Some Challenges in Confidentiality
Miron L. Straf
The National Academies
The digital age has spawned the rapid development of massive data
sets, including large databases for tracking individuals over time
and for remote sensing of the environment and of individual behavior.
The data revolution extends as well to the very essence of human beings:
their genes, their DNA, and their activities in the brain that govern
thoughts, emotions, and all human functioning. Moreover, advanced
data mining and visualization techniques enable the recognition of
patterns involving many variables at once.
The future will bring many other advances, such as computer-based
time-use measures of location and activity, perhaps even of emotions
or thoughts; geographic mapping of variables to the specific location,
without regard to boundaries or how units are aggregated; and deciphering
meaning from language in textual form. Our ability to develop data
through new measurements and observations and to analyze them with
new methods and models has never been greater. And prospects for far
greater advances abound.
At the same time, our political and other social institutions have
become voracious in their needs for data to inform, implement, and
evaluate policies and practices–activities that often require
an understanding of highly complex human behavior. For example, the
genomics revolution promises to be a watershed in health and medicine,
making health care “predictive, personalized, and pre-emptive.”
Within this next decade, it may be possible to determine an individual’s
genetic sequence overnight and at a reasonable cost.
The data revolution could provide for the many needs for data from
personal information, but it must do so responsibly by addressing
concerns about privacy and confidentiality. How issues of privacy
and confidentiality should be addressed in an era of burgeoning massive
databases of personal information is the Gordian knot of the digital
age.
Principles of data stewardship
The research community and government data providers could better
inform policies and practices with the development of an authoritative
set of principles for privacy and confidentiality of personal information
together with an exposition of the fundamental reasons underlying
them and guidance on their application. Such a statement of principles
could serve privacy and confidentiality as the Belmont Report has
been serving for research involving human subjects.
Actions by data providers
Government and other data providers should further expand the availability
of information derived from confidential data, including, through
protected enclaves, the confidential data themselves. Three actions
by government data providers would advance this purpose:
1. Seek legislation and regulations to place the onus of responsibility
on users to avoid identifying any individual. Penalties could be provided
by law, such as the National Center for Education Statistics has.

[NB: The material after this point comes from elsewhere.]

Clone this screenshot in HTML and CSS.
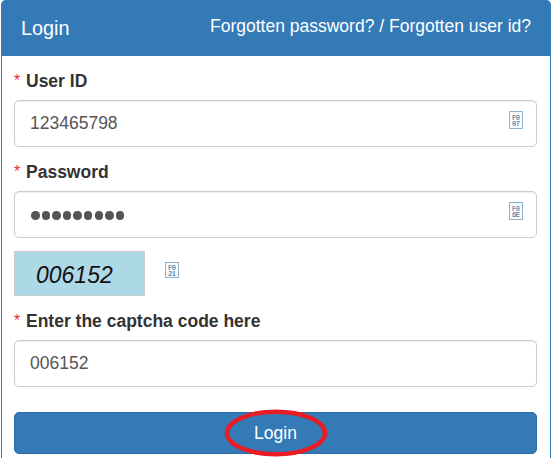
FILE: index.html
```html
<!DOCTYPE html>
<html lang="en">
<head>
    <meta charset="UTF-8">
    <meta name="viewport" content="width=device-width, initial-scale=1.0">
    <title>Login</title>
    <link rel="stylesheet" href="styles.css">
</head>
<body>
    <div class="panel">
        <div class="panel-heading">
            <div class="panel-title">Login</div>
            <div class="forgot"><a href="#">Forgotten password?</a> / <a href="#">Forgotten user id?</a></div>
        </div>
        <form class="panel-body">
            <label for="userid"><span class="required">*</span>User ID</label>
            <div class="field">
                <input type="text" id="userid" value="123465798">
                <svg class="field-icon" width="14" height="18" viewBox="0 0 14 18">
                    <rect x="0.5" y="0.5" width="13" height="17"/>
                    <text x="3" y="8.5" textLength="8">F0</text>
                    <text x="3" y="15" textLength="8">07</text>
                </svg>
            </div>

            <label for="password"><span class="required">*</span>Password</label>
            <div class="field">
                <div class="input password" id="password">
                    <i></i><i></i><i></i><i></i><i></i><i></i><i></i><i></i><i></i>
                </div>
                <svg class="field-icon" width="14" height="18" viewBox="0 0 14 18">
                    <rect x="0.5" y="0.5" width="13" height="17"/>
                    <text x="3" y="8.5" textLength="8">F0</text>
                    <text x="3" y="15" textLength="8">6E</text>
                </svg>
            </div>

            <div class="captcha-row">
                <div class="captcha">006152</div>
                <svg class="refresh" width="14" height="16" viewBox="0 0 14 16">
                    <rect x="0.5" y="0.5" width="13" height="15"/>
                    <text x="3" y="7.5" textLength="8">F0</text>
                    <text x="3" y="14" textLength="8">21</text>
                </svg>
            </div>

            <label for="code"><span class="required">*</span>Enter the captcha code here</label>
            <div class="field">
                <input type="text" id="code" value="006152">
            </div>

            <button type="button" class="btn">Login
                <svg class="marker" width="104" height="48" viewBox="0 0 104 48">
                    <ellipse cx="52" cy="24" rx="49" ry="21.3"/>
                </svg>
            </button>
        </form>
    </div>
</body>
</html>
```

FILE: styles.css
```css
* {
    box-sizing: border-box;
    margin: 0;
    padding: 0;
    font-family: "Liberation Sans", Arial, sans-serif;
}

body {
    background: #fff;
    color: #333;
    font-size: 17.5px;
    height: 458px;
    padding: 0 1px;
    overflow: hidden;
}

.panel {
    height: 470px;
    border: 1px solid #337ab7;
    border-top: none;
    border-radius: 5px 5px 0 0;
}

.panel-heading {
    display: flex;
    justify-content: space-between;
    height: 56px;
    padding: 0 19px 0 19px;
    background: #337ab7;
    border-radius: 4px 4px 0 0;
    color: #fff;
    white-space: nowrap;
}

.panel-title {
    font-size: 19.8px;
    line-height: 56px;
}

.forgot {
    line-height: 52px;
}

.forgot a {
    color: #fff;
    text-decoration: none;
}

.panel-body {
    padding: 12px 13px 0 12px;
}

label {
    display: block;
    height: 32px;
    line-height: 26px;
    font-weight: bold;
}

.required {
    display: inline-block;
    width: 12px;
    color: #ee1c3a;
    font-size: 16px;
    font-weight: normal;
    line-height: 20px;
    vertical-align: 1px;
}

.field {
    position: relative;
    margin-bottom: 12px;
}

input, .input {
    display: block;
    width: 100%;
    height: 47px;
    padding: 0 15px;
    border: 1px solid #ccc;
    border-radius: 5px;
    box-shadow: inset 0 1px 1px rgba(0, 0, 0, 0.075);
    background: #fff;
    color: #555;
    font-size: 17.5px;
}

.password {
    display: flex;
    align-items: center;
    gap: 2.1px;
    padding: 2px 16px 0;
}

.password i {
    width: 8.5px;
    height: 8.5px;
    border-radius: 50%;
    background: #555;
}

.field-icon {
    position: absolute;
    top: 11px;
    right: 14px;
}

svg rect {
    fill: #f6fbfd;
    stroke: #8fb3cb;
}

svg text {
    fill: #2a6089;
    font-family: "Liberation Mono", monospace;
    font-size: 7px;
}

.captcha-row {
    display: flex;
    align-items: flex-start;
    gap: 20px;
    height: 58px;
    padding-top: 1px;
}

.captcha {
    width: 131px;
    height: 45px;
    padding-left: 21px;
    border: 1px solid #ccc;
    background: #add8e6;
    color: #111;
    font-size: 23px;
    font-style: italic;
    line-height: 47px;
}

.refresh {
    margin-top: 11px;
}

.btn {
    position: relative;
    display: block;
    width: 100%;
    height: 42px;
    margin-top: 25px;
    border: 1px solid #2e6da4;
    border-radius: 5px;
    background: #337ab7;
    color: #fff;
    font-size: 17.5px;
    cursor: pointer;
}

.marker {
    position: absolute;
    top: -4px;
    left: 209px;
}

.marker ellipse {
    fill: none;
    stroke: #e81c24;
    stroke-width: 4.5;
}
```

With such a law, government statistics agencies could make more data
available with greater detail and in more easily accessible and more
usable ways without incurring increased risks. The protection would
automatically go with the data, from producer to user or from one
user to another.
2. Take a risk-benefit approach, not a zero tolerance one. Many
people believe that we can prevent individuals being identified from
misuse of statistical data by setting a standard of zero tolerance
for such a possibility. Although the concept of zero tolerance applies
to disclosure of personal information, it does not apply to statistical
data derived from such information. For such data, the risk that some
individual may be identified from them must be minimized. The standard
for doing so should be to exercise reasonable care. The risks need
to be weighed, but in comparison with the benefits of research.
3. Inform the public and engage it in a meaningful dialogue on privacy
and confidentiality. For example, a promise of confidentiality in
a survey may not motivate some people to respond if they perceive
the survey as unnecessarily intrusive. Other factors pertaining to
trust may also affect responses. Trying to control the risk of a breach
in confidentiality without addressing them may be ineffective and
could be counter productive in the long term.
Actions by researchers
Researchers also have important roles and responsibilities in working
with government data providers, many of whom are also researchers,
to protect confidentiality. Three important actions for researchers
are the following:
1. Assess the risks pertaining to privacy and confidentiality. For
example, what are the risks when common identifiers, such as those
specified by the HIPAA privacy rules, are deleted? How can these and
other risks be balanced against the benefits of research?
2. Provide for the training of researchers on the needs for and
means of protecting confidentiality. Such training should be part
of the how students learn about the ethical conduct of research. The
America COMPETES Act, recently signed into law, requires an institution
applying for NSF support to “describe in its grant proposal
a plan to provide appropriate training and oversight in the responsible
and ethical conduct of research.”
3. Continue to advance research on disclosure limitation. In this
regard, a better understanding of the properties and uses of so-called
“synthetic data” appear to be most fruitful. The recently
launched Virtual Research Data Center (VRDC) under John Abowd at Cornell
provides for many opportunities to study the properties of synthetic
data. The Center develops, upon request, a synthetic public use microdata
file with data from the Survey of Income and Program Participation
linked to Social Security earnings.
The validity of such data is a major issue. Comparisons of synthetic
to actual data have been made on univariate distributions, on correlations,
and on regression coefficients. But what about the use of synthetic
data to determine outliers or multifactor interactions? In particular,
how well do synthetic data serve in model selection? If an algorithm
to select variables to use in a model can be specified, the VRDC can
generate the results for synthetic files and compare them to results
for the actual confidential data. Model validation is especially important
for transportation planning, done by local jurisdictions using over
400 models. Synthetic data files could be produced as samples on which
to validate these models.
17 August 2007